Nissenbaum says, "In the forefront of [those leading the movement] were the Universalists. Largely a rural sect, Universalists openly celebrated Christmas from the earliest stages of their existence in New England. The Universalist community in Boston held a special Christmas Day service in 1789, even before their congregation was officially organized…The Unitarians were close behind. Compared with Universalists, Unitarians were more genteel, and (for all their theological liberalism) more socially conservative. . . .Unitarians were calling for the public observance of Christmas by about 1800. They did so in full knowledge that it was not a biblically sanctioned holiday, and that December 25 was probably not the day on which Jesus was born. They wished to celebrate the holiday not because God had ordered them to do so but because they themselves wished to.
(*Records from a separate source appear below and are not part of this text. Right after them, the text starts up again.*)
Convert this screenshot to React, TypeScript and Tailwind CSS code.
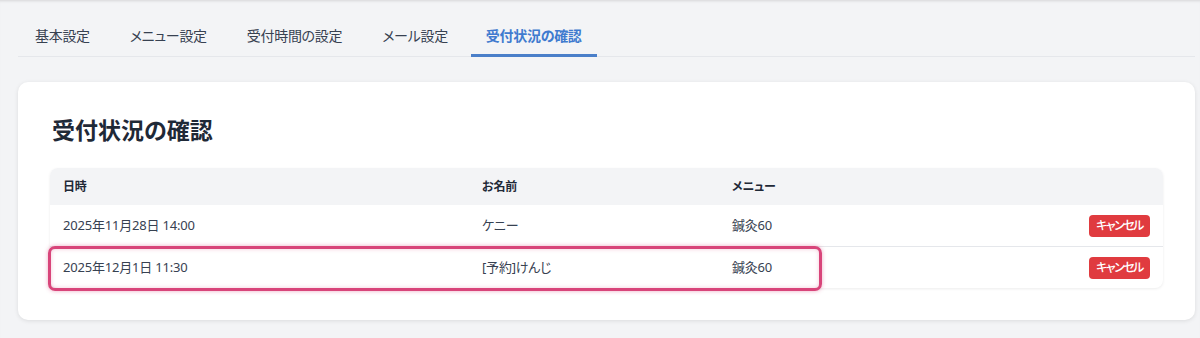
const tabs = ["基本設定", "メニュー設定", "受付時間の設定", "メール設定", "受付状況の確認"];

const rows = [
  { date: "2025年11月28日 14:00", name: "ケニー", menu: "鍼灸60" },
  { date: "2025年12月1日 11:30", name: "[予約]けんじ", menu: "鍼灸60" },
];

export default function App() {
  return (
    <div className="min-h-screen bg-[#f3f4f6] shadow-[inset_0_3px_3px_-2px_rgba(0,0,0,0.12)] font-['Noto_Sans','Noto_Sans_CJK_JP',sans-serif] [font-feature-settings:'palt'] text-[#374151]">
      <div className="pl-[18px] pr-[5px] pt-[26px]">
        <nav className="flex gap-[6px] border-b border-[#e5e7eb]">
          {tabs.map((t, i) => {
            const active = i === tabs.length - 1;
            return (
              <div
                key={t}
                className={
                  active
                    ? "px-[15px] pb-[8px] text-[14px] leading-[20px] font-semibold tracking-[-0.3px] text-[#3f7bcf] border-b-[3px] border-[#4a7fc9] -mb-px"
                    : "px-[17px] pb-[8px] text-[14px] leading-[20px] tracking-[-0.3px] text-[#374151] border-b-[3px] border-transparent -mb-px"
                }
              >
                {t}
              </div>
            );
          })}
        </nav>

        <div className="mt-[25px] bg-white rounded-[10px] shadow-[0_1px_4px_rgba(0,0,0,0.1)] px-[32px] pt-[32px] pb-[32px]">
          <h2 className="text-[23px] leading-[32px] font-bold text-[#1f2937] pl-[2px]">受付状況の確認</h2>

          <div className="relative mt-[22px] rounded-[8px] shadow-[0_1px_3px_rgba(0,0,0,0.08)] text-[13px] tracking-[-0.2px]">
            <div className="grid grid-cols-[419px_250px_1fr_auto] items-center h-[37px] bg-[#f3f4f6] rounded-t-[8px] text-[12px] font-semibold text-[#1f2937]">
              <div className="px-[13px]">日時</div>
              <div className="px-[13px]">お名前</div>
              <div className="px-[13px]">メニュー</div>
              <div className="px-[13px]" />
            </div>
            {rows.map((r, i) => (
              <div
                key={r.date}
                className={
                  i === 0
                    ? "grid grid-cols-[419px_250px_1fr_auto] items-center h-[42px] border-b border-[#e5e7eb]"
                    : "grid grid-cols-[419px_250px_1fr_auto] items-center h-[41px]"
                }
              >
                <div className="px-[13px]">{r.date}</div>
                <div className="px-[13px]">{r.name}</div>
                <div className="px-[13px]">{r.menu}</div>
                <div className="px-[13px]">
                  <button className="h-[22px] w-[61px] rounded-[4px] bg-[#e03b3f] text-white text-[12px] font-medium tracking-[-1.5px] leading-[22px]">
                    キャンセル
                  </button>
                </div>
              </div>
            ))}

            <div className="absolute left-[-2px] top-[78px] w-[774px] h-[45px] rounded-[7px] border-[3px] border-[#d8457a] shadow-[0_0_4px_rgba(216,69,122,0.45),inset_0_0_4px_rgba(216,69,122,0.3)] pointer-events-none" />
          </div>
        </div>
      </div>
    </div>
  );
}
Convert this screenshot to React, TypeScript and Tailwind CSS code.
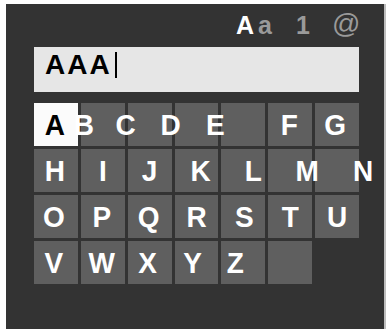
import React from "react";

type Key = { ch: string; shift?: string; active?: boolean };

// letters in the picture don't sit centred in their tiles, so each one carries its own nudge
const rows: Key[][] = [
  [
    { ch: "A", shift: "-translate-x-[1px]", active: true },
    { ch: "B", shift: "-translate-x-[19px]" },
    { ch: "C", shift: "-translate-x-[24px]" },
    { ch: "D", shift: "-translate-x-[26px]" },
    { ch: "E", shift: "-translate-x-[28px]" },
    { ch: "F", shift: "-translate-x-[1px]" },
    { ch: "G", shift: "-translate-x-[2px]" },
  ],
  [
    { ch: "H", shift: "-translate-x-[1px]" },
    { ch: "I" },
    { ch: "J" },
    { ch: "K", shift: "translate-x-[4px]" },
    { ch: "L", shift: "translate-x-[10px]" },
    { ch: "M", shift: "translate-x-[17px]" },
    { ch: "N", shift: "translate-x-[26px]" },
  ],
  [
    { ch: "O", shift: "-translate-x-[2px]" },
    { ch: "P", shift: "-translate-x-[1px]" },
    { ch: "Q", shift: "-translate-x-[1px]" },
    { ch: "R" },
    { ch: "S", shift: "translate-x-[1px]" },
    { ch: "T" },
    { ch: "U" },
  ],
  [
    { ch: "V", shift: "-translate-x-[2px]" },
    { ch: "W", shift: "-translate-x-[1px]" },
    { ch: "X", shift: "-translate-x-[2px]" },
    { ch: "Y", shift: "-translate-x-[4px]" },
    { ch: "Z", shift: "-translate-x-[8px]" },
    { ch: "" },
  ],
];

function Tile({ k }: { k: Key }) {
  return (
    <div
      className={`flex h-[43px] items-center justify-center ${
        k.active ? "bg-[#fbfbfb] text-black" : "bg-[#5f5f5f] text-white"
      }`}
    >
      <span className={`text-[28px] font-bold leading-none scale-y-[1.06] ${k.shift ?? ""}`}>{k.ch}</span>
    </div>
  );
}

export default function App() {
  return (
    <div className="h-[332px] w-[389px] bg-white pl-[6px] pt-[4px] font-['Liberation_Sans',Arial,sans-serif]">
      <div className="h-[325px] w-[380px] border-r-[2px] border-[#bdbdbd] bg-[#333333] pl-[28px] pt-[8px]">
        <div className="flex h-[26px] items-end text-[25px] leading-none">
          <span className="ml-[202px] font-bold text-white">A</span>
          <span className="ml-[4px] font-bold text-[#9a9a9a]">a</span>
          <span className="ml-[24px] font-bold text-[#9a9a9a]">1</span>
          <span className="ml-[22px] text-[28px] text-[#9a9a9a]">@</span>
        </div>

        <div className="mt-[9px] flex h-[45px] w-[325px] items-start bg-[#e6e6e6] pl-[11px] pt-[4px]">
          <span className="text-[28px] font-bold leading-none tracking-[2px] text-black">AAA</span>
          <span className="ml-[3px] mt-[1px] h-[26px] w-[2px] bg-black" />
        </div>

        <div className="mt-[11px] flex w-[325px] flex-col gap-[3px]">
          {rows.map((row, i) => (
            <div key={i} className="grid grid-cols-7 gap-[3px]">
              {row.map((k, j) => (
                <Tile key={j} k={k} />
              ))}
            </div>
          ))}
        </div>
      </div>
    </div>
  );
}
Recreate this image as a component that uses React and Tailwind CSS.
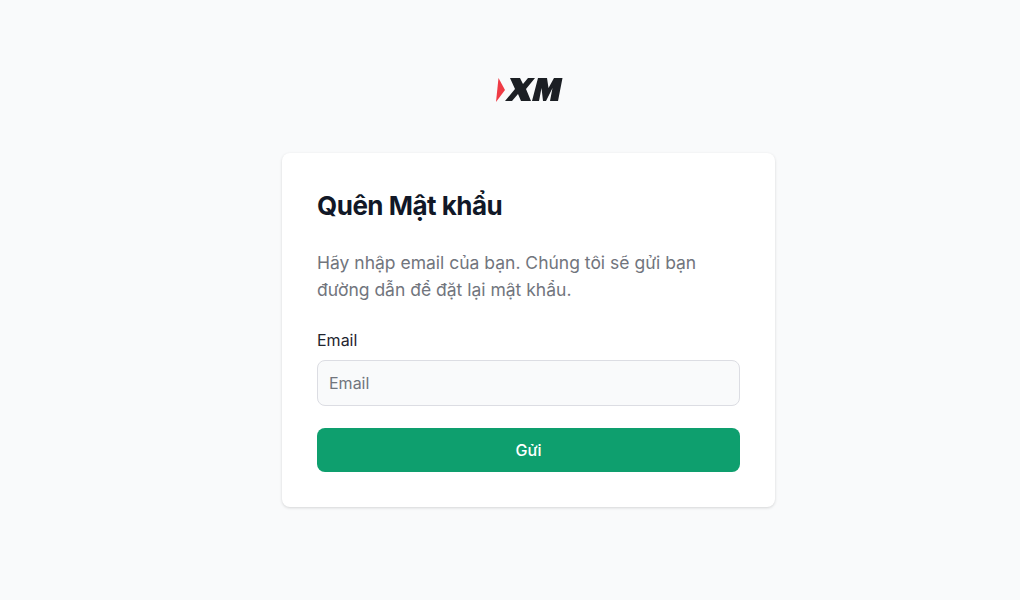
function Logo() {
  return (
    <svg width="70" height="28" viewBox="0 0 70 28" className="block">
      <path d="M4.5 2 L11 14 L2 26 Z" fill="#ef3b45" />
      <path d="M16 2 H26 L29 8 L34 2 H41 L32 13 L37 25 H27 L24 18 L18 25 H11 L21 13 Z" fill="#1c1f24" />
      <path d="M38 25 L44 2 H53 L54.5 12 L60 2 H68.5 L64 25 H56 L58.5 12 L52 25 H49 L47.5 12 L45 25 Z" fill="#1c1f24" />
    </svg>
  )
}

export default function App() {
  return (
    <div className="min-h-screen bg-[#f9fafb] flex flex-col items-center pl-[37px] pt-[76px] font-['Inter',sans-serif]">
      <Logo />
      <div className="mt-[49px] w-[493px] bg-white rounded-lg shadow-[0_1px_3px_rgba(0,0,0,0.15)] p-[35px]">
        <h1 className="text-[26px] leading-[36px] font-bold tracking-[-0.5px] text-[#111827]">Quên Mật khẩu</h1>
        <p className="mt-[25px] text-[17.5px] leading-[27px] text-[#71757d]">
          Hãy nhập email của bạn. Chúng tôi sẽ gửi bạn đường dẫn để đặt lại mật khẩu.
        </p>
        <form>
          <label htmlFor="email" className="block mt-[25px] mb-[8px] text-base leading-6 text-[#1f2530]">Email</label>
          <input
            id="email"
            type="text"
            placeholder="Email"
            className="w-full h-[46px] px-[11px] bg-[#f9fafb] border border-[#dcdde3] rounded-lg text-base placeholder:text-[#71757d]"
          />
          <button type="button" className="block w-full h-[44px] mt-[22px] bg-[#0e9f6e] rounded-lg text-white text-base font-medium">Gửi</button>
        </form>
      </div>
    </div>
  )
}
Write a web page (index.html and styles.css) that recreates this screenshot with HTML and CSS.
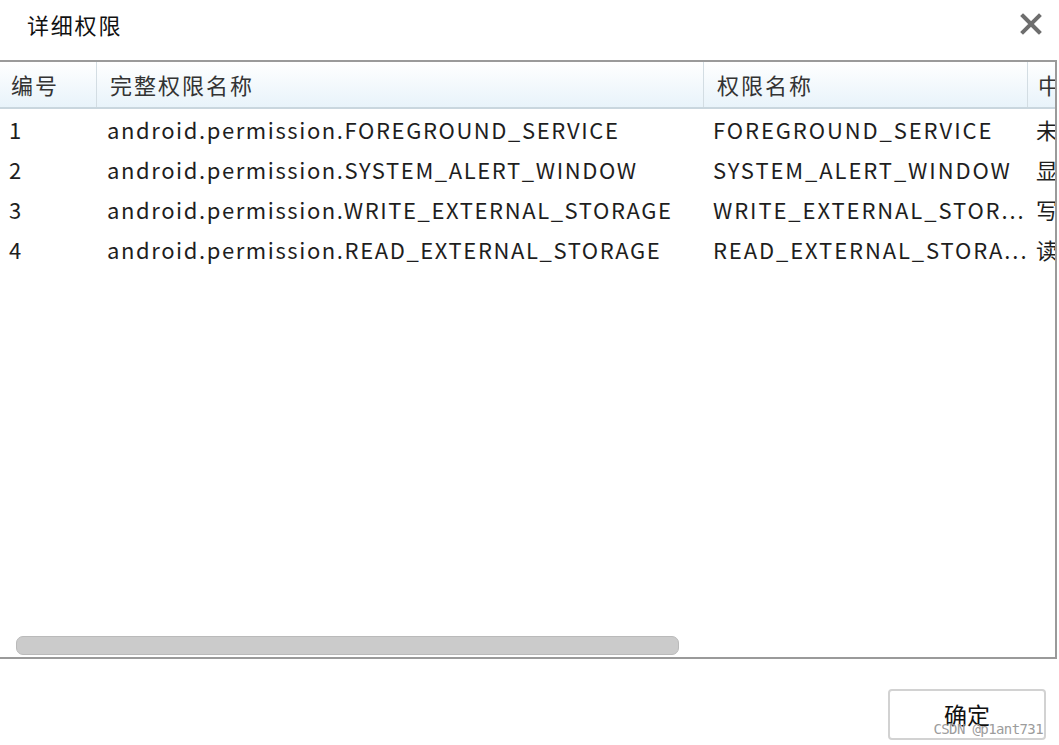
FILE: index.html
```html
<!DOCTYPE html>
<html lang="zh-CN">
<head>
<meta charset="utf-8">
<title>详细权限</title>
<link rel="stylesheet" href="styles.css">
</head>
<body>
<div class="dialog">
  <div class="titlebar">
    <div class="title">详细权限</div>
    <svg class="close" width="22" height="22" viewBox="0 0 22 22"><path d="M3 3L19 19M19 3L3 19" stroke="#6e6e6e" stroke-width="4" stroke-linecap="square"/></svg>
  </div>
  <div class="table">
    <div class="thead">
      <div class="th c1">编号</div>
      <div class="th c2">完整权限名称</div>
      <div class="th c3">权限名称</div>
      <div class="th c4">中文名称</div>
    </div>
    <div class="tbody">
      <div class="tr"><div class="td c1">1</div><div class="td c2">android.permission.FOREGROUND_SERVICE</div><div class="td c3">FOREGROUND_SERVICE</div><div class="td c4">未知权限</div></div>
      <div class="tr"><div class="td c1">2</div><div class="td c2">android.permission.SYSTEM_ALERT_WINDOW</div><div class="td c3">SYSTEM_ALERT_WINDOW</div><div class="td c4">显示悬浮窗</div></div>
      <div class="tr"><div class="td c1">3</div><div class="td c2">android.permission.WRITE_EXTERNAL_STORAGE</div><div class="td c3">WRITE_EXTERNAL_STOR...</div><div class="td c4">写入外部存储</div></div>
      <div class="tr"><div class="td c1">4</div><div class="td c2">android.permission.READ_EXTERNAL_STORAGE</div><div class="td c3">READ_EXTERNAL_STORA...</div><div class="td c4">读取外部存储</div></div>
      <div class="hscroll"><div class="thumb"></div></div>
    </div>
  </div>
  <div class="footer">
    <button class="ok">确定<span class="watermark">CSDN @p1ant731</span></button>
  </div>
</div>
</body>
</html>
```
FILE: styles.css
```css
html, body {
  margin: 0;
  padding: 0;
  background: #fff;
}
body {
  width: 1059px;
  height: 745px;
  overflow: hidden;
  font-family: "Noto Sans CJK SC", "Noto Sans", sans-serif;
  color: #222;
}
.dialog {
  display: flex;
  flex-direction: column;
  height: 745px;
}
.titlebar {
  height: 60px;
  display: flex;
  align-items: center;
  justify-content: space-between;
  padding: 0 17px 12px 27px;
  box-sizing: border-box;
}
.title {
  font-size: 22px;
  letter-spacing: 1.8px;
  color: #111;
}
.close {
  display: block;
}
.table {
  width: 1057px;
  height: 599px;
  box-sizing: border-box;
  border-top: 2px solid #9a9a9a;
  border-right: 2px solid #9a9a9a;
  border-bottom: 2px solid #9a9a9a;
  display: flex;
  flex-direction: column;
  overflow: hidden;
}
.thead {
  display: grid;
  grid-template-columns: 97px 607px 324px 200px;
  height: 47px;
  box-sizing: border-box;
  background: linear-gradient(#ffffff, #e8f3fa);
  border-bottom: 2px solid #c9d6de;
}
.th {
  font-size: 22px;
  letter-spacing: 2px;
  color: #333;
  display: flex;
  align-items: center;
  padding-left: 12px;
  padding-bottom: 1px;
  border-right: 1px solid #d3dde3;
  white-space: nowrap;
}
.th.c1 { padding-left: 11px; }
.th.c2, .th.c3 { padding-left: 13px; }
.th.c4 { padding-left: 10px; }
.tbody {
  flex: 1;
  display: flex;
  flex-direction: column;
  padding-top: 0;
}
.tr {
  display: grid;
  grid-template-columns: 97px 607px 324px 200px;
  height: 40px;
  align-items: center;
}
.td {
  font-size: 22px;
  letter-spacing: 1.6px;
  white-space: nowrap;
  overflow: hidden;
  color: #1e1e1e;
}
.td.c1 { padding-left: 9px; }
.td.c2 { padding-left: 10px; }
.td.c3 { padding-left: 9px; letter-spacing: 1.9px; }
.td.c4 { padding-left: 8px; }
.hscroll {
  margin-top: auto;
  height: 20px;
  padding: 0 0 1px 16px;
}
.thumb {
  width: 663px;
  height: 19px;
  box-sizing: border-box;
  background: #cbcbcb;
  border: 1px solid #bababa;
  border-radius: 7px;
}
.footer {
  flex: 1;
  display: flex;
  justify-content: flex-end;
  align-items: flex-start;
  padding: 30px 13px 0 0;
}
.ok {
  position: relative;
  width: 158px;
  height: 51px;
  background: #fff;
  border: 2px solid #d2d2d2;
  border-radius: 4px;
  font-family: "Noto Sans CJK SC", sans-serif;
  font-size: 23px;
  color: #111;
  padding: 0 0 2px 0;
}
.watermark {
  position: absolute;
  right: 1px;
  bottom: 1px;
  font-family: "DejaVu Sans Mono", monospace;
  font-size: 14px;
  color: #9c9c9c;
  letter-spacing: -0.6px;
}
```
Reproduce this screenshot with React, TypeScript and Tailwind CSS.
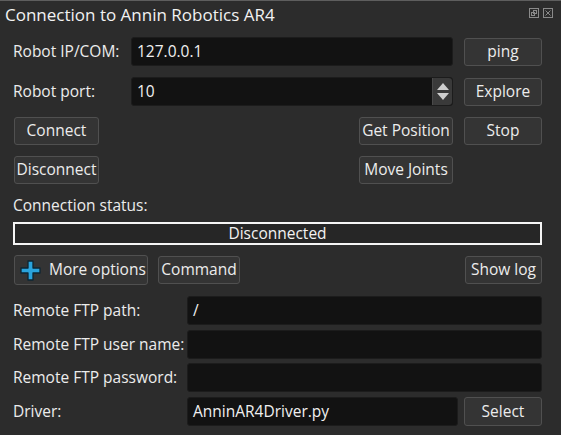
import React from 'react';

const font = { fontFamily: '"Open Sans", "Noto Sans", sans-serif' };

function Btn({ children, className = '' }: { children: React.ReactNode; className?: string }) {
  return (
    <button
      className={`h-[28px] bg-[#343434] border border-[#505050] rounded-[3px] text-[15.5px] text-[#ececec] flex items-center justify-center leading-none ${className}`}
    >
      {children}
    </button>
  );
}

function Field({ value = '', className = '' }: { value?: string; className?: string }) {
  return (
    <div
      className={`h-[29px] bg-[#121212] border border-[#1c1c1c] rounded-[3px] px-[5px] flex items-center text-[15.5px] text-[#f0f0f0] ${className}`}
    >
      {value}
    </div>
  );
}

export default function App() {
  return (
    <div style={font} className="w-[561px] h-[435px] bg-[#2c2c2c] border-t border-[#5e5e5e] text-[#ececec] overflow-hidden">
      <div className="h-[27px] flex items-center justify-between pl-[5px] pr-[8px]">
        <span className="text-[17px] text-[#f2f2f2]">Connection to Annin Robotics AR4</span>
        <div className="flex gap-[4px] -mt-[4px]">
          <svg width="10" height="10" viewBox="0 0 10 10" fill="none" stroke="#8a8a8a" strokeWidth="1">
            <rect x="0.5" y="0.5" width="9" height="9" />
            <rect x="4.5" y="2.5" width="3" height="3" />
            <rect x="2.5" y="4.5" width="3" height="3" />
          </svg>
          <svg width="10" height="10" viewBox="0 0 10 10" fill="none" stroke="#8a8a8a" strokeWidth="1">
            <rect x="0.5" y="0.5" width="9" height="9" />
            <path d="M2.5 2.5 L7.5 7.5 M7.5 2.5 L2.5 7.5" />
          </svg>
        </div>
      </div>

      <div className="pl-[13px] pr-[19px]">
        <div className="mt-[9px] flex items-center">
          <span className="w-[118px] text-[15.5px]">Robot IP/COM:</span>
          <Field value="127.0.0.1" className="flex-1" />
          <Btn className="ml-[11px] w-[78px]">ping</Btn>
        </div>

        <div className="mt-[11px] flex items-center">
          <span className="w-[118px] text-[15.5px]">Robot port:</span>
          <div className="flex-1 h-[29px] bg-[#121212] border border-[#1c1c1c] rounded-[3px] flex">
            <span className="flex-1 pl-[5px] flex items-center text-[15.5px] text-[#f0f0f0]">10</span>
            <div className="w-[20px] bg-[#3a3a3a] rounded-r-[3px] border-l border-[#4a4a4a] flex flex-col items-center justify-center gap-[3px]">
              <svg width="12" height="7" viewBox="0 0 12 7"><path d="M6 0 L12 7 L0 7 Z" fill="#cfcfcf" /></svg>
              <svg width="12" height="7" viewBox="0 0 12 7"><path d="M0 0 L12 0 L6 7 Z" fill="#cfcfcf" /></svg>
            </div>
          </div>
          <Btn className="ml-[11px] w-[78px]">Explore</Btn>
        </div>

        <div className="mt-[11px] flex items-center">
          <Btn className="ml-px w-[85px]">Connect</Btn>
          <div className="flex-1" />
          <Btn className="w-[94px]">Get Position</Btn>
          <Btn className="ml-[11px] w-[78px]">Stop</Btn>
        </div>

        <div className="mt-[11px] flex items-center">
          <Btn className="ml-px w-[85px]">Disconnect</Btn>
          <div className="flex-1" />
          <Btn className="w-[94px]">Move Joints</Btn>
          <div className="ml-[11px] w-[78px]" />
        </div>

        <div className="mt-[11px] text-[15.5px] leading-[20px]">Connection status:</div>

        <div className="mt-[7px] h-[23px] border-2 border-[#f5f5f5] bg-[#262626] flex items-center justify-center text-[15.5px] text-[#f2f2f2]">
          Disconnected
        </div>

        <div className="mt-[10px] flex items-center">
          <Btn className="ml-px w-[134px] h-[30px] gap-[8px] justify-start pl-[5px]">
            <svg width="21" height="21" viewBox="0 0 21 21">
              <path
                d="M8 1 H13 V8 H20 V13 H13 V20 H8 V13 H1 V8 H8 Z"
                fill="#2aa3dc"
                stroke="#0d2633"
                strokeWidth="1.3"
                strokeLinejoin="round"
              />
            </svg>
            More options
          </Btn>
          <Btn className="ml-[10px] w-[82px]">Command</Btn>
          <div className="flex-1" />
          <Btn className="w-[77px]">Show log</Btn>
        </div>

        <div className="mt-[11px] flex items-center">
          <span className="w-[174px] text-[15.5px]">Remote FTP path:</span>
          <Field value="/" className="flex-1" />
        </div>
        <div className="mt-[5px] flex items-center">
          <span className="w-[174px] text-[15.5px] whitespace-nowrap">Remote FTP user name:</span>
          <Field className="flex-1" />
        </div>
        <div className="mt-[4px] flex items-center">
          <span className="w-[174px] text-[15.5px]">Remote FTP password:</span>
          <Field className="flex-1" />
        </div>
        <div className="mt-[5px] flex items-center">
          <span className="w-[174px] text-[15.5px]">Driver:</span>
          <Field value="AnninAR4Driver.py" className="flex-1" />
          <Btn className="ml-[6px] w-[78px] h-[29px]">Select</Btn>
        </div>
      </div>
    </div>
  );
}
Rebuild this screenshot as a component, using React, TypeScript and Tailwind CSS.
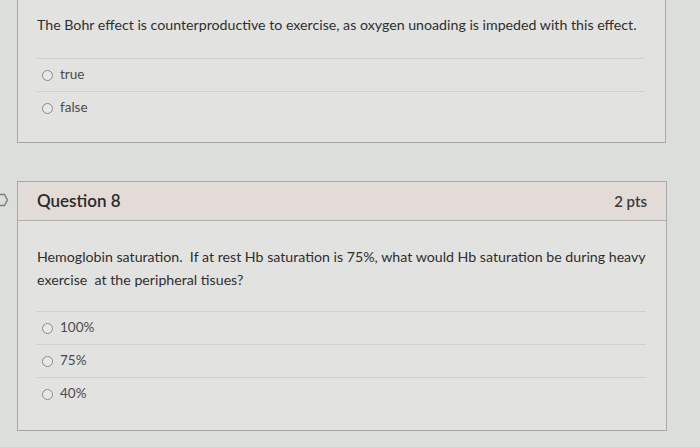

And they celebrated it in the hope that their own observance might help to purge the holiday of its associations with seasonal excess and disorder." (Nissenbaum, p. 45)

By 1817, businesses were closed and churches were holding services on Christmas day. But it only lasted three years. "What happened," Nissenbaum writes, "was that in New England, as elsewhere, religion failed to transform Christmas from a season of misrule into an occasion of quieter pleasure. That transformation would, however, shortly take place – but not at the hands of Christianity. The "house of ale" would not be vanquished by the house of God, but a new faith that was beginning to sweep over American society. It was the religion of domesticity, which would be represented at Christmas-time not by Jesus of Nazareth but a newer and more worldly deity – Santa Claus." (p. 48)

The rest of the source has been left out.